## START

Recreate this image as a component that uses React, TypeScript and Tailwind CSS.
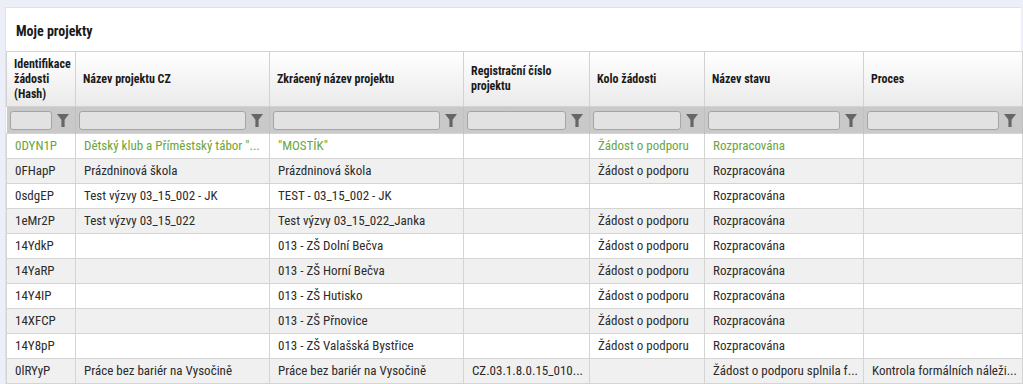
import React from 'react';

type Row = {
  hash: string;
  name: string;
  short: string;
  reg: string;
  round: string;
  state: string;
  process: string;
  active?: boolean;
};

const rows: Row[] = [
  { hash: '0DYN1P', name: 'Dětský klub a Příměstský tábor "...', short: '"MOSTÍK"', reg: '', round: 'Žádost o podporu', state: 'Rozpracována', process: '', active: true },
  { hash: '0FHapP', name: 'Prázdninová škola', short: 'Prázdninová škola', reg: '', round: 'Žádost o podporu', state: 'Rozpracována', process: '' },
  { hash: '0sdgEP', name: 'Test výzvy 03_15_002 - JK', short: 'TEST - 03_15_002 - JK', reg: '', round: '', state: 'Rozpracována', process: '' },
  { hash: '1eMr2P', name: 'Test výzvy 03_15_022', short: 'Test výzvy 03_15_022_Janka', reg: '', round: 'Žádost o podporu', state: 'Rozpracována', process: '' },
  { hash: '14YdkP', name: '', short: '013 - ZŠ Dolní Bečva', reg: '', round: 'Žádost o podporu', state: 'Rozpracována', process: '' },
  { hash: '14YaRP', name: '', short: '013 - ZŠ Horní Bečva', reg: '', round: 'Žádost o podporu', state: 'Rozpracována', process: '' },
  { hash: '14Y4IP', name: '', short: '013 - ZŠ Hutisko', reg: '', round: 'Žádost o podporu', state: 'Rozpracována', process: '' },
  { hash: '14XFCP', name: '', short: '013 - ZŠ Přnovice', reg: '', round: 'Žádost o podporu', state: 'Rozpracována', process: '' },
  { hash: '14Y8pP', name: '', short: '013 - ZŠ Valašská Bystřice', reg: '', round: 'Žádost o podporu', state: 'Rozpracována', process: '' },
  { hash: '0lRYyP', name: 'Práce bez bariér na Vysočině', short: 'Práce bez bariér na Vysočině', reg: 'CZ.03.1.8.0.15_010...', round: '', state: 'Žádost o podporu splnila f...', process: 'Kontrola formálních náleži...' },
];

const headers = [
  { label: 'Identifikace žádosti (Hash)', w: 'w-[69px]' },
  { label: 'Název projektu CZ', w: 'w-[194px]' },
  { label: 'Zkrácený název projektu', w: 'w-[194px]' },
  { label: 'Registrační číslo projektu', w: 'w-[126px]' },
  { label: 'Kolo žádosti', w: 'w-[115px]' },
  { label: 'Název stavu', w: 'w-[159px]' },
  { label: 'Proces', w: 'w-[159px]' },
];

const Funnel = () => (
  <svg width="12" height="15" viewBox="0 0 12 15" className="shrink-0">
    <path d="M0 1h12L7.6 6.8V14H4.4V6.8Z" fill="#666" />
  </svg>
);

export default function App() {
  return (
    <div className="w-[1023px] h-[384px] overflow-hidden bg-[#eceef8] pt-[7px] pl-[5px] font-['Roboto',sans-serif] font-stretch-[75%]">
      <div className="bg-white w-[1016px] h-[377px] border-l border-t border-[#dfe1ea]">
        <div className="h-[43px] flex items-center pl-[10px] pt-[4px] text-[14px] font-bold text-[#1a1a1a]">
          Moje projekty
        </div>
        <table className="table-fixed border-collapse w-[1016px]">
          <colgroup>
            {headers.map((h) => (
              <col key={h.label} className={h.w} />
            ))}
          </colgroup>
          <thead>
            <tr className="h-[55px] bg-gradient-to-b from-white to-[#eaeaea]">
              {headers.map((h) => (
                <th
                  key={h.label}
                  className="border border-[#d2d2d2] px-[7px] text-left align-middle font-bold text-[12px] leading-[15px] text-[#1a1a1a]"
                >
                  {h.label}
                </th>
              ))}
            </tr>
            <tr className="h-[27px] bg-[#c9c9c9]">
              {headers.map((h) => (
                <th key={h.label} className="pl-[3px] pr-[6px] border-r border-[#c0c0c0]">
                  <div className="flex items-center gap-[5px]">
                    <div className="flex-1 h-[19px] rounded-[3px] bg-[#e2e2e2] border border-[#a5a5a5]" />
                    <Funnel />
                  </div>
                </th>
              ))}
            </tr>
          </thead>
          <tbody>
            {rows.map((r, i) => {
              const cells = [r.hash, r.name, r.short, r.reg, r.round, r.state, r.process];
              return (
                <tr
                  key={r.hash}
                  className={`h-[25px] ${i % 2 === 1 ? 'bg-[#f0f0f0]' : 'bg-white'} ${r.active ? 'text-[#6aa53c]' : 'text-[#2b2b2b]'}`}
                >
                  {cells.map((c, j) => (
                    <td
                      key={j}
                      className="border border-[#d4d4d4] px-[8px] whitespace-nowrap overflow-hidden text-[13px] leading-[24px]"
                    >
                      {c}
                    </td>
                  ))}
                </tr>
              );
            })}
          </tbody>
        </table>
      </div>
    </div>
  );
}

## END

Send back the data above word for word, with the pictures left out.

* _SOLUTION TO THIS EXERCISE_
Recreate this image as a component that uses React, TypeScript and Tailwind CSS.
import React from 'react';

type Row = {
  hash: string;
  name: string;
  short: string;
  reg: string;
  round: string;
  state: string;
  process: string;
  active?: boolean;
};

const rows: Row[] = [
  { hash: '0DYN1P', name: 'Dětský klub a Příměstský tábor "...', short: '"MOSTÍK"', reg: '', round: 'Žádost o podporu', state: 'Rozpracována', process: '', active: true },
  { hash: '0FHapP', name: 'Prázdninová škola', short: 'Prázdninová škola', reg: '', round: 'Žádost o podporu', state: 'Rozpracována', process: '' },
  { hash: '0sdgEP', name: 'Test výzvy 03_15_002 - JK', short: 'TEST - 03_15_002 - JK', reg: '', round: '', state: 'Rozpracována', process: '' },
  { hash: '1eMr2P', name: 'Test výzvy 03_15_022', short: 'Test výzvy 03_15_022_Janka', reg: '', round: 'Žádost o podporu', state: 'Rozpracována', process: '' },
  { hash: '14YdkP', name: '', short: '013 - ZŠ Dolní Bečva', reg: '', round: 'Žádost o podporu', state: 'Rozpracována', process: '' },
  { hash: '14YaRP', name: '', short: '013 - ZŠ Horní Bečva', reg: '', round: 'Žádost o podporu', state: 'Rozpracována', process: '' },
  { hash: '14Y4IP', name: '', short: '013 - ZŠ Hutisko', reg: '', round: 'Žádost o podporu', state: 'Rozpracována', process: '' },
  { hash: '14XFCP', name: '', short: '013 - ZŠ Přnovice', reg: '', round: 'Žádost o podporu', state: 'Rozpracována', process: '' },
  { hash: '14Y8pP', name: '', short: '013 - ZŠ Valašská Bystřice', reg: '', round: 'Žádost o podporu', state: 'Rozpracována', process: '' },
  { hash: '0lRYyP', name: 'Práce bez bariér na Vysočině', short: 'Práce bez bariér na Vysočině', reg: 'CZ.03.1.8.0.15_010...', round: '', state: 'Žádost o podporu splnila f...', process: 'Kontrola formálních náleži...' },
];

const headers = [
  { label: 'Identifikace žádosti (Hash)', w: 'w-[69px]' },
  { label: 'Název projektu CZ', w: 'w-[194px]' },
  { label: 'Zkrácený název projektu', w: 'w-[194px]' },
  { label: 'Registrační číslo projektu', w: 'w-[126px]' },
  { label: 'Kolo žádosti', w: 'w-[115px]' },
  { label: 'Název stavu', w: 'w-[159px]' },
  { label: 'Proces', w: 'w-[159px]' },
];

const Funnel = () => (
  <svg width="12" height="15" viewBox="0 0 12 15" className="shrink-0">
    <path d="M0 1h12L7.6 6.8V14H4.4V6.8Z" fill="#666" />
  </svg>
);

export default function App() {
  return (
    <div className="w-[1023px] h-[384px] overflow-hidden bg-[#eceef8] pt-[7px] pl-[5px] font-['Roboto',sans-serif] font-stretch-[75%]">
      <div className="bg-white w-[1016px] h-[377px] border-l border-t border-[#dfe1ea]">
        <div className="h-[43px] flex items-center pl-[10px] pt-[4px] text-[14px] font-bold text-[#1a1a1a]">
          Moje projekty
        </div>
        <table className="table-fixed border-collapse w-[1016px]">
          <colgroup>
            {headers.map((h) => (
              <col key={h.label} className={h.w} />
            ))}
          </colgroup>
          <thead>
            <tr className="h-[55px] bg-gradient-to-b from-white to-[#eaeaea]">
              {headers.map((h) => (
                <th
                  key={h.label}
                  className="border border-[#d2d2d2] px-[7px] text-left align-middle font-bold text-[12px] leading-[15px] text-[#1a1a1a]"
                >
                  {h.label}
                </th>
              ))}
            </tr>
            <tr className="h-[27px] bg-[#c9c9c9]">
              {headers.map((h) => (
                <th key={h.label} className="pl-[3px] pr-[6px] border-r border-[#c0c0c0]">
                  <div className="flex items-center gap-[5px]">
                    <div className="flex-1 h-[19px] rounded-[3px] bg-[#e2e2e2] border border-[#a5a5a5]" />
                    <Funnel />
                  </div>
                </th>
              ))}
            </tr>
          </thead>
          <tbody>
            {rows.map((r, i) => {
              const cells = [r.hash, r.name, r.short, r.reg, r.round, r.state, r.process];
              return (
                <tr
                  key={r.hash}
                  className={`h-[25px] ${i % 2 === 1 ? 'bg-[#f0f0f0]' : 'bg-white'} ${r.active ? 'text-[#6aa53c]' : 'text-[#2b2b2b]'}`}
                >
                  {cells.map((c, j) => (
                    <td
                      key={j}
                      className="border border-[#d4d4d4] px-[8px] whitespace-nowrap overflow-hidden text-[13px] leading-[24px]"
                    >
                      {c}
                    </td>
                  ))}
                </tr>
              );
            })}
          </tbody>
        </table>
      </div>
    </div>
  );
}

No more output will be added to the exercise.